The fantastic thing is that we know from the start that he’s a villain—or at least villainous. It’s made clear almost from his introduction that he means to win the attention of the one (already engaged) woman whom he absolutely shouldn’t mess around with, and we proceed to watch as he flatters her, tempts her, and then leaves her in the dust to go on with her life. Not that we can blame him entirely for that—’it takes two to tango,’ etc, etc.

But we see all this, and we know that Fanny, our heroine, is fully right to refuse his proposals, and yet… and yet we root for him anyhow. We want him to win over Fanny’s heart. Edmund certainly isn’t trying very hard for it, Edmund hardly seems to notice her unless he can sweep in to save her from lack of exercise or lack of writing paper or lack of something or other else. He’s busy being beguiled by Henry’s sister, because she’s just as sparkle-and-shine attractive as her brother, whatever her moral shortcomings are.

And even though I know what’s coming, even though I know Henry will prove himself—as he always does—to be completely incapable of the sort of love that Fanny wants and deserves… right at this moment, a part of me still wants him to win. Wants him to have the picturesque life with her that he describes to his sister, where he takes care of Fanny forever and never falls out of love with her and is everything she (this is Fanny Price here) anyone could ever want.

5 Responses so far »

  1. 1

    I myself happen to have a soft spot for Willoughby, probably because he’s such a truly pathetic man. I wanted so badly to like him as much as Marianne, for her sake, and because their relationship just had such a sense of ‘romance’ to it!

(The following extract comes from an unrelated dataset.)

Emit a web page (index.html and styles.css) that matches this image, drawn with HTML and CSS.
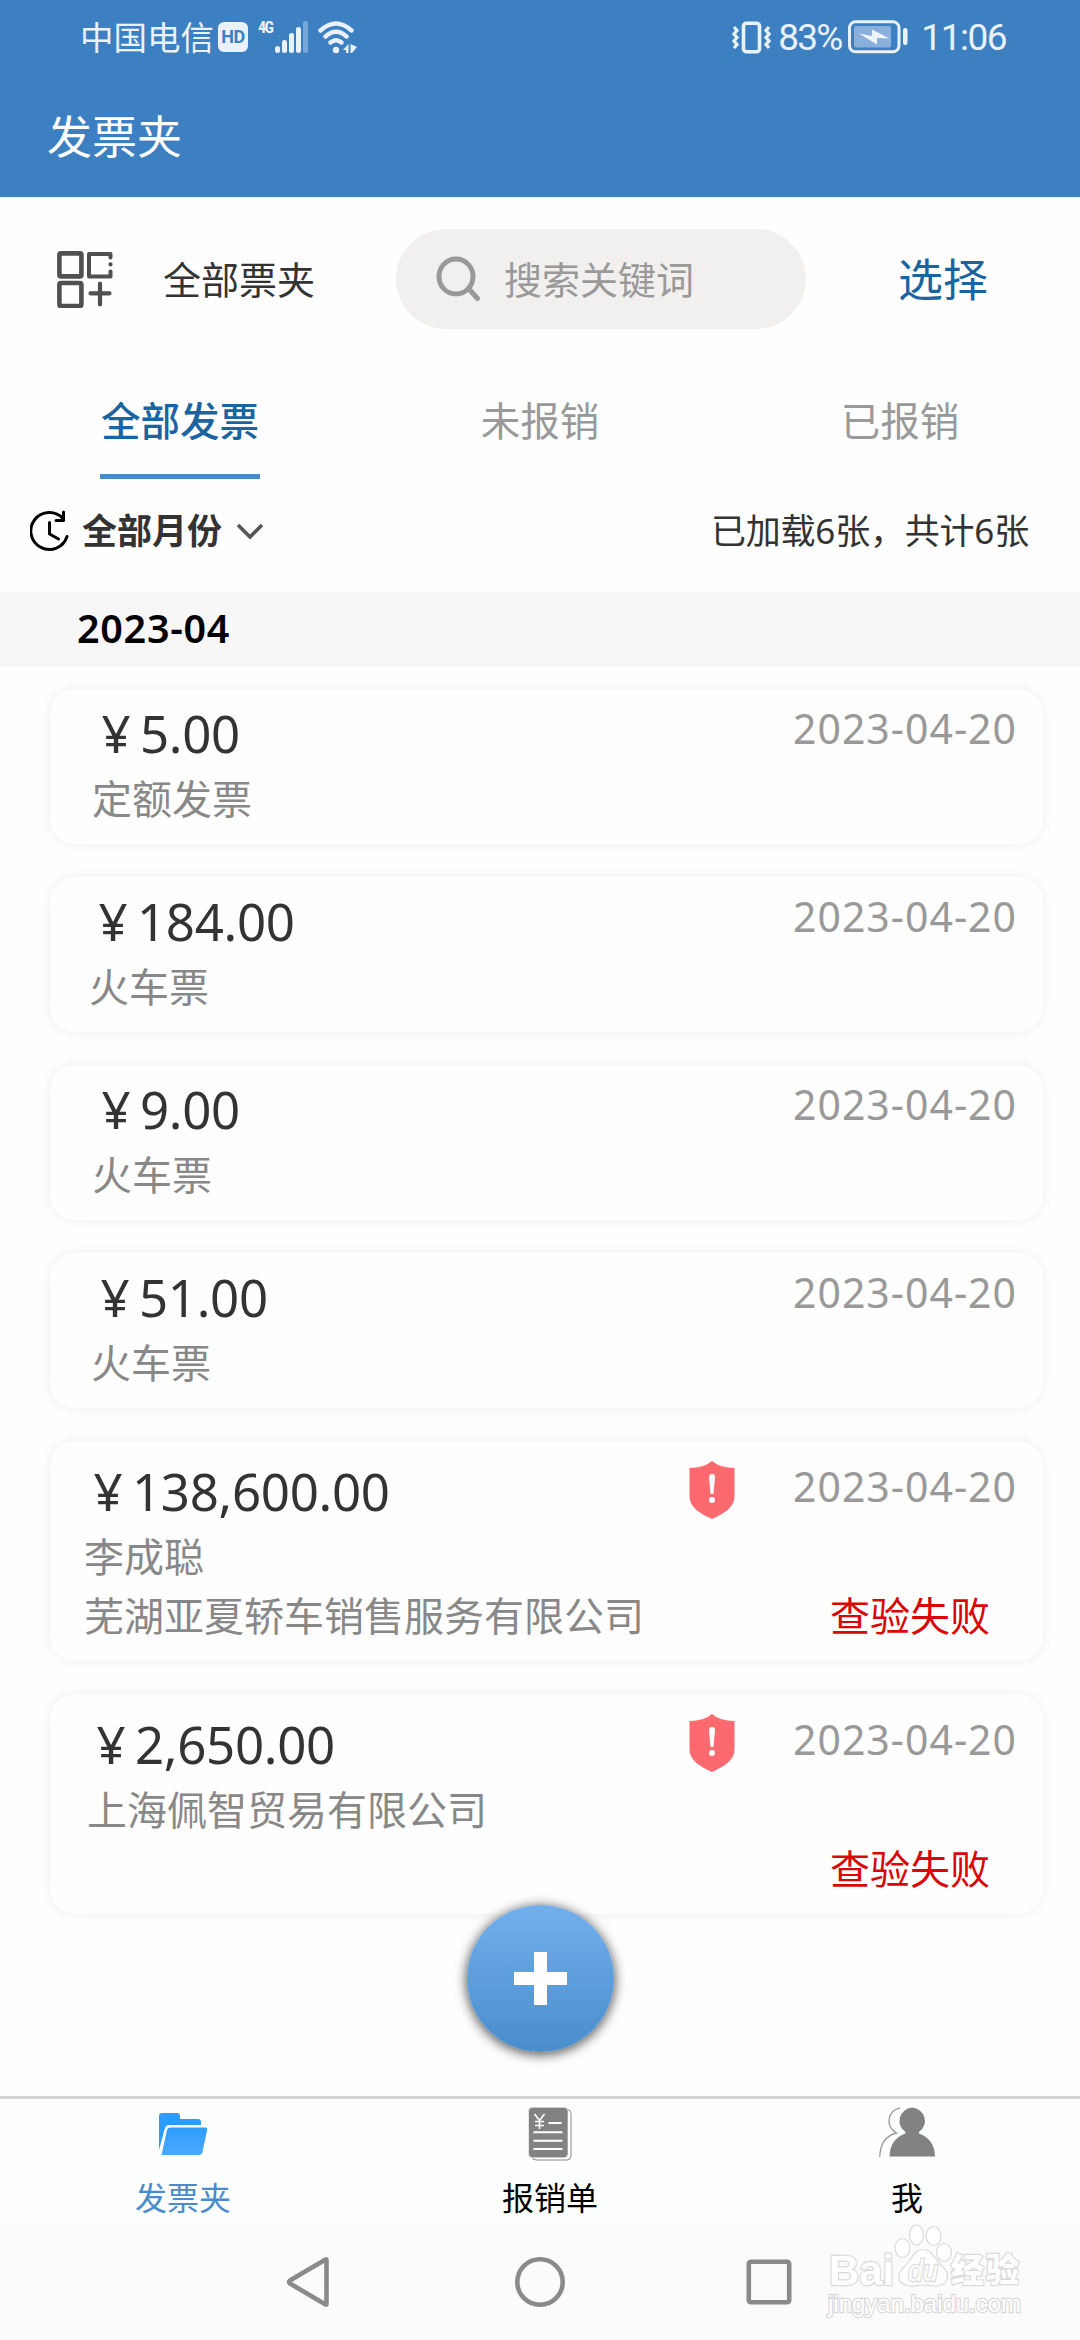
FILE: index.html
```html
<!DOCTYPE html>
<html lang="zh-CN">
<head>
<meta charset="utf-8">
<title>发票夹</title>
<link rel="stylesheet" href="styles.css">
</head>
<body>
<div class="screen">
  <header class="header">
    <div class="status">
      <div class="status-left">
        <span class="carrier">中国电信</span>
        <span class="hd">HD</span>
        <span class="net">4G</span>
        <svg class="signal" width="33" height="32" viewBox="0 0 33 32" fill="#e9f1fb">
          <rect x="0" y="25" width="5" height="7" rx="2.5"/><rect x="7" y="19" width="5" height="13" rx="2.2"/><rect x="14" y="12" width="5" height="20" rx="2.2"/><rect x="21" y="6" width="5" height="26" rx="2.2"/><rect x="28" y="0" width="5" height="32" rx="2.2" opacity=".35"/>
        </svg>
        <svg width="39" height="33" viewBox="0 0 39 33" fill="none" stroke="#e9f1fb" stroke-width="4.4" stroke-linecap="round">
          <path d="M2.5 9.5Q18 -4.5 33.500 9.500M7.500 15.500Q18 6 28.500 15.500M12.500 21.500Q18 17 23.500 21.500"/>
          <circle cx="18" cy="29" r="3.200" fill="#e9f1fb" stroke="none"/>
          <path d="M30.500 23v9h-2.500v-3h-3zM32.500 23v9l1.500 0 5-6z" fill="#e9f1fb" stroke="none"/>
        </svg>
      </div>
      <div class="status-right">
        <svg width="39" height="33" viewBox="0 0 39 33" fill="none" stroke="#e9f1fb">
          <rect x="11.500" y="2.200" width="16" height="28.600" rx="3" stroke-width="3.600"/>
          <path d="M2 6l3 3.500-3 3.500 3 3.500-3 3.500 3 3.500-3 3.500M37 6l-3 3.500 3 3.500-3 3.500 3 3.500-3 3.500 3 3.500" stroke-width="3.200"/>
        </svg>
        <span class="percent">83%</span>
        <svg width="61" height="34" viewBox="0 0 61 34">
          <rect x="1.500" y="1.800" width="49.500" height="30" rx="6" fill="none" stroke="#e9f1fb" stroke-width="3"/>
          <rect x="6" y="6" width="37" height="21.500" rx="2" fill="#89b0dc"/>
          <path d="M11 13.500L24 16V9.500L41.500 18.500 29 18v6.500z" fill="#eff5fc"/>
          <rect x="55" y="8" width="4.500" height="17" rx="2.200" fill="#e9f1fb"/>
        </svg>
        <span class="clock">11:06</span>
      </div>
    </div>
    <h1 class="title">发票夹</h1>
  </header>

  <div class="toolbar">
    <div class="folder-pick">
      <svg width="56" height="57" viewBox="0 0 56 57" fill="none" stroke="#505050" stroke-width="4.600" stroke-linecap="round" stroke-linejoin="round">
        <rect x="2.400" y="2.400" width="22" height="23" rx="1.500"/><rect x="2.400" y="32" width="22" height="23" rx="1.500"/>
        <path d="M53.500 6.500V3H32V25.500H53.500V20.500" stroke-width="4"/><path d="M53.500 13.300v.2M43 32.500V53.500M33.500 42.300H52.500" stroke-width="4.200"/>
      </svg>
      <span>全部票夹</span>
    </div>
    <div class="search">
      <svg width="46" height="46" viewBox="0 0 46 46" fill="none" stroke="#999" stroke-width="5"><ellipse cx="20" cy="20.500" rx="17" ry="17.500"/><path d="M32.500 32.500L41.500 42.500" stroke-linecap="round"/></svg>
      <span>搜索关键词</span>
    </div>
    <a class="select">选择</a>
  </div>

  <nav class="tabs">
    <a class="tab tab-active"><span>全部发票</span></a>
    <a class="tab"><span>未报销</span></a>
    <a class="tab"><span>已报销</span></a>
  </nav>

  <div class="filter">
    <div class="month-pick">
      <svg width="40" height="43" viewBox="0 0 40 43" fill="none" stroke="#000" stroke-width="3" stroke-linecap="round" stroke-linejoin="round"><path d="M33 8.500A18.500 18.500 0 1 0 37 26.500"/><path d="M19.500 12.500V24L28.500 29M33.500 2V10.500H26"/></svg>
      <span>全部月份</span>
      <svg class="chevron" width="28" height="17" viewBox="0 0 28 17" fill="none" stroke="#555" stroke-width="3.600"><path d="M2 2L14 14 26 2"/></svg>
    </div>
    <span class="count">已加载6张，共计6张</span>
  </div>

  <h2 class="month">2023-04</h2>

  <main class="list">
    <article class="card">
      <div class="amount"><span class="yen">¥</span>5.00</div><time class="date">2023-04-20</time>
      <div class="label">定额发票</div>
    </article>
    <article class="card wide-3">
      <div class="amount"><span class="yen">¥</span>184.00</div><time class="date">2023-04-20</time>
      <div class="label">火车票</div>
    </article>
    <article class="card">
      <div class="amount"><span class="yen">¥</span>9.00</div><time class="date">2023-04-20</time>
      <div class="label">火车票</div>
    </article>
    <article class="card wide-2">
      <div class="amount"><span class="yen">¥</span>51.00</div><time class="date">2023-04-20</time>
      <div class="label">火车票</div>
    </article>
    <article class="card tall wide-6">
      <div class="amount"><span class="yen">¥</span>138,600.00</div>
      <svg class="shield" width="46" height="58" viewBox="0 0 46 58"><path d="M23 0Q31 7 45.500 7V35C45.500 46 36 52 23 58 10 52 .5 46 .5 35V7Q15 7 23 0z" fill="#fc6a70"/><path d="M20 16q0-3 3-3t3 3L24.500 33h-3z" fill="#fff"/><circle cx="23" cy="39" r="3" fill="#fff"/></svg>
      <time class="date">2023-04-20</time>
      <div class="label">李成聪</div>
      <div class="label">芜湖亚夏轿车销售服务有限公司</div>
      <div class="failed">查验失败</div>
    </article>
    <article class="card tall wide-5">
      <div class="amount"><span class="yen">¥</span>2,650.00</div>
      <svg class="shield" width="46" height="58" viewBox="0 0 46 58"><path d="M23 0Q31 7 45.500 7V35C45.500 46 36 52 23 58 10 52 .5 46 .5 35V7Q15 7 23 0z" fill="#fc6a70"/><path d="M20 16q0-3 3-3t3 3L24.500 33h-3z" fill="#fff"/><circle cx="23" cy="39" r="3" fill="#fff"/></svg>
      <time class="date">2023-04-20</time>
      <div class="label">上海佩智贸易有限公司</div>
      <div class="failed">查验失败</div>
    </article>
    <button class="add" aria-label="添加">
      <svg width="53" height="53" viewBox="0 0 53 53"><path d="M20 0h13v20h20v13H33v20H20V33H0V20h20z" fill="#fff"/></svg>
    </button>
  </main>

  <nav class="bottom-tabs">
    <a class="bottom-tab bottom-active">
      <svg width="50" height="54" viewBox="0 0 50 54">
        <defs><linearGradient id="f" x2="0" y2="1"><stop stop-color="#2f9cfb"/><stop offset="1" stop-color="#4aa9ff"/></linearGradient></defs>
        <path d="M1 9q0-3 3-3H19q3 0 3 3v3H40q3 0 3 3V18H11Q8 18 7 21L1 43z" fill="#2b9cfb"/>
        <path d="M12 20.500H47q3 0 2 3L44.500 45q-.8 3-3.500 3H3.500L9 23q.7-2.500 3-2.500z" fill="url(#f)"/>
      </svg>
      <span>发票夹</span>
    </a>
    <a class="bottom-tab">
      <svg width="44" height="54" viewBox="0 0 44 54">
        <rect x="4" y="2.500" width="39" height="50.500" rx="4" fill="#fff" stroke="#888" stroke-width="1"/>
        <rect x=".5" y=".3" width="39.500" height="50.500" rx="4" fill="#828282" stroke="#fff" stroke-width=".6"/>
        <path d="M6.500 7L11.500 13.500 16.500 7M11.500 13.500V22M7 14.500H16M7 18.500H16" fill="none" stroke="#fff" stroke-width="1.600"/>
        <path d="M20.500 16H33.500M5.500 25.300H34.500M5.500 33.700H34.500M5.500 42H34.500" stroke="#fff" stroke-width="2"/>
      </svg>
      <span>报销单</span>
    </a>
    <a class="bottom-tab">
      <svg width="57" height="54" viewBox="0 0 57 54">
        <path d="M33 .5a14 13.500 0 0 1 7 24.500v1.500Q55.500 32 56 49.500H10.500Q11 32 26.500 26.500V25A14 13.500 0 0 1 33 .5z" fill="#828282"/>
        <path d="M21 .8C8 4 6 19 17.500 26 6 29 1 37 .8 50" fill="none" stroke="#999" stroke-width="1.300"/>
      </svg>
      <span>我</span>
    </a>
  </nav>

  <footer class="system-nav">
    <svg width="45" height="52" viewBox="0 0 45 52"><path d="M40.500 4V48Q40.500 49 39.500 48.500L4 27.500Q2 26 4 24.500L39.500 3.500Q40.500 3 40.500 4z" fill="none" stroke="#8a8a8a" stroke-width="4.600"/></svg>
    <svg width="52" height="52" viewBox="0 0 52 52"><circle cx="26" cy="26" r="22.700" fill="none" stroke="#8a8a8a" stroke-width="4.600"/></svg>
    <svg width="46" height="46" viewBox="0 0 46 46"><rect x="2.800" y="2.800" width="40.400" height="40.400" rx="2" fill="none" stroke="#8a8a8a" stroke-width="4.600"/></svg>
    <svg class="watermark" width="200" height="98" viewBox="0 0 200 98" fill="#fff" stroke="#dadada" stroke-width="1.200">
      <text class="mark-latin" x="2" y="61" font-size="43" textLength="65" lengthAdjust="spacingAndGlyphs">Bai</text>
      <ellipse cx="89.500" cy="11" rx="7" ry="10"/><ellipse cx="106.500" cy="12" rx="7.500" ry="9.500"/><ellipse cx="75.500" cy="24" rx="7.500" ry="9.500"/><ellipse cx="117" cy="28.500" rx="7.500" ry="9"/>
      <path d="M96 25.500C106 25.500 108 37 116 43 124 50 121 62 109 62 104 62 100 61 96 61 91 61 88 62.500 83 62 70 61 69 50 77 43 85 36 86 25.500 96 25.500z"/>
      <text class="mark-latin mark-du" x="81" y="57" font-size="29" textLength="30" lengthAdjust="spacingAndGlyphs">du</text>
      <text class="mark-cjk" x="124" y="58" font-size="33" textLength="68">经验</text>
      <text class="mark-url" x="1" y="88" font-size="24" textLength="193" lengthAdjust="spacingAndGlyphs">jingyan.baidu.com</text>
    </svg>
  </footer>
</div>
</body>
</html>
```
FILE: styles.css
```css
* { box-sizing: border-box; }
body { margin: 0; background: #fefefe; }
svg { display: block; flex: none; }
h1, h2 { margin: 0; }

.screen {
  display: flex;
  flex-direction: column;
  width: 1080px;
  height: 2340px;
  overflow: hidden;
  background: #fefefe;
  color: #333;
  font-family: "Noto Sans", "Noto Sans CJK SC", sans-serif;
  white-space: nowrap;
}

/* status bar and title */
.header { height: 197px; background: #3d80c1; color: #fff; }
.status { display: flex; justify-content: space-between; height: 74px; padding: 0 74px 0 80px; color: #e9f1fb; }
.status-left, .status-right { display: flex; align-items: center; }
.carrier { font-size: 33.500px; line-height: 74px; }
.hd { width: 30px; height: 30px; margin: 0 0 1px 4px; border-radius: 6px; background: #e9f1fb; color: #3d80c1; font: 700 18px/30px Roboto, sans-serif; text-align: center; letter-spacing: -.5px; }
.net { width: 17px; margin: 0 0 19px 10px; font: 700 16px/20px "Roboto Condensed", Roboto, sans-serif; letter-spacing: -1.500px; }
.signal { margin: 0 10px 0 0; }
.percent, .clock { font-family: Roboto, sans-serif; font-size: 37px; line-height: 74px; }
.percent { margin: 1px 7px 0 7px; letter-spacing: -1.900px; }
.clock { margin: 1px 0 0 12px; letter-spacing: -1.500px; }
.title { padding-left: 47px; font-size: 45px; font-weight: 400; line-height: 125px; }

/* folder, search, select */
.toolbar { display: flex; align-items: center; height: 164px; padding: 0 92px 0 57px; }
.folder-pick { display: flex; align-items: center; gap: 50px; width: 339px; font-size: 38px; line-height: 60px; }
.search { display: flex; align-items: center; gap: 22px; width: 410px; height: 100px; padding-left: 40px; border-radius: 50px; background: #f1f0ee; color: #999; font-size: 38px; line-height: 60px; }
.select { margin: 2px 0 0 auto; color: #1a64a1; font-size: 45px; line-height: 60px; }

.tabs { display: flex; height: 118px; }
.tab { display: flex; flex: 1; justify-content: center; color: #999; font-size: 39.500px; }
.tab span { padding-top: 7px; line-height: 106px; }
.tab-active { color: #1a64a1; font-weight: 500; }
.tab-active span { width: 160px; border-bottom: 5px solid #4a8ccb; text-align: center; }

.filter { display: flex; align-items: center; justify-content: space-between; height: 113px; padding: 0 51px 9px 30px; font-size: 35px; line-height: 50px; }
.month-pick { display: flex; align-items: center; gap: 12px; font-weight: 700; }
.chevron { margin-left: 2px; }
.count { letter-spacing: -.2px; }

.month { height: 74px; padding-left: 77px; background: #f7f7f7; color: #000; font-size: 39.500px; font-weight: 600; line-height: 73px; letter-spacing: .7px; }

/* invoices */
.list { position: relative; display: flex; flex: 1; flex-direction: column; gap: 33px; padding: 23px 37px 0 50px; }
.card {
  display: grid;
  grid-template-columns: minmax(0, 1fr) 46px 224px;
  grid-template-rows: 72px 59px 59px;
  column-gap: 58px;
  height: 155px;
  padding: 8px 26px 0 42px;
  border-radius: 25px;
  background: #fefefe;
  box-shadow: 0 0 8px 3px rgba(0, 0, 0, .045);
}
.tall { height: 220px; padding-top: 14px; }
.wide-2 { padding-left: 41px; }
.wide-3 { padding-left: 39px; }
.wide-5 { padding-left: 37px; }
.wide-6 { padding-left: 34px; }
.amount { grid-column: 1; grid-row: 1; font-size: 51px; line-height: 72px; letter-spacing: -.3px; }
.yen { display: inline-block; width: 48px; text-align: center; }
.shield { grid-column: 2; grid-row: 1; margin-top: 6px; }
.date { grid-column: 3; grid-row: 1; color: #999; font-size: 41px; line-height: 62px; letter-spacing: 1px; }
.label { grid-column: 1; color: #888; font-size: 40px; line-height: 59px; }
.failed { grid-column: 3; grid-row: 3; padding-left: 37px; color: #d90707; font-size: 40px; line-height: 59px; }

.add {
  position: absolute;
  top: 1239px;
  left: 467px;
  display: grid;
  place-items: center;
  width: 147px;
  height: 147px;
  padding: 0;
  border: 0;
  border-radius: 50%;
  background: linear-gradient(#73afed, #498dcb);
  box-shadow: 0 2px 12px 1px rgba(0, 0, 0, .65);
}

/* bottom tabs */
.bottom-tabs { display: grid; grid-template-columns: 366px 368px 346px; height: 128px; border-top: 3px solid #d2d2d2; background: #fdfffe; color: #000; }
.bottom-tab { display: flex; flex-direction: column; align-items: center; padding-top: 8px; font-size: 32px; line-height: 40px; }
.bottom-tab span { margin-top: 17px; }
.bottom-active { color: #4a8ccb; }

.system-nav { position: relative; display: flex; align-items: center; height: 116px; padding: 0 0 0 286px; background: #fbfbfb; }
.system-nav svg:nth-child(2) { margin-left: 183px; }
.system-nav svg:nth-child(3) { margin-left: 180px; }
.watermark { position: absolute; top: 0; left: 827px; overflow: visible; }
.watermark text { paint-order: stroke; stroke-width: 2.400px; }
.mark-latin { font-family: "Liberation Sans", sans-serif; font-weight: 700; }
.mark-du { font-style: italic; font-weight: 400; }
.mark-cjk { font-family: "Noto Sans CJK SC", sans-serif; font-weight: 900; }
.mark-url { font-family: "Liberation Sans", sans-serif; }
```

    And then I saw this new BBC version of Mansfield Park and I’ll admit, Henry Crawford caught my eye. For the same reasons you mentioned, no less! The fact that he’s shameless about his conniving intentions and that despite my best intentions to hate him, I started to feel rather warmed up to him and interested in whether or not he would succeed! Ha, ha!

    That is why Jane Austen was so brilliant. Her characters really encompass every type of person and they are fascinating to read.

  2. 2

    tiemeinwords said,

    Well I’ve always had a soft spot for Willoughby. But re-reading the book… the fact that he’s so open about loving her but that just not being enough and knowing he’d rather keep fashionable, etc… well. I can’t help feeling bad for him, I guess is what I mean, and so I can’t think about him without being sorry for it. haha But Crawford is undeniable, and I’m not sorry when I think of him… at least, not until the end of the book. Because then I’m quite ready to go back to disliking him. :-P

  3. 3

    [...] as it feels, I don’t know how much extra wisdom I can add, but since I’ve already made my case for Henry Crawford, I thought it only fair I let Edmund Bertram have his [...]

  4. 4

    Evelyn P Byrd said,

    Actually, I think Mr. Crawford deserves another chance! Yes, he blunders big time and then walks out on a married woman, who thought Henry just might care for her, afterall. I don’t think Henry realizes his own feelings. That maybe he finally sees that childhood and adolescense is over. It is time for him to GROW UP! And even tho he loses Fanny Price to Edmund, he NEVER gets over his unrequited LOVE for her. If anyone ever loved a woman like Henry loves Fanny-and that love is silenced, if only for, lets say, 8 yrs-then most probably it WILL BE rekindled into a raging fire, when the exact time comes forth from the MISTS. I think Henry Crawford still has a chance to win Fanny Price-because he now knows what love embraced means. And most of all, will love her, without thinking of himself as the important one. And when he gets that chance to speak plainly, Fanny Price will know that Henry really DOES and WILL Love her-that he has changed into a very possitive and willing lover.

  5. 5

    drush76 said,

    Perhaps Henry Crawford is better off without Fanny. I think he has the personality who needs a woman who is mature and . . . openly ambiguous enough to understand him. I don’t think Fanny ever understood him, other than he was never able to live up to her ideals on morality.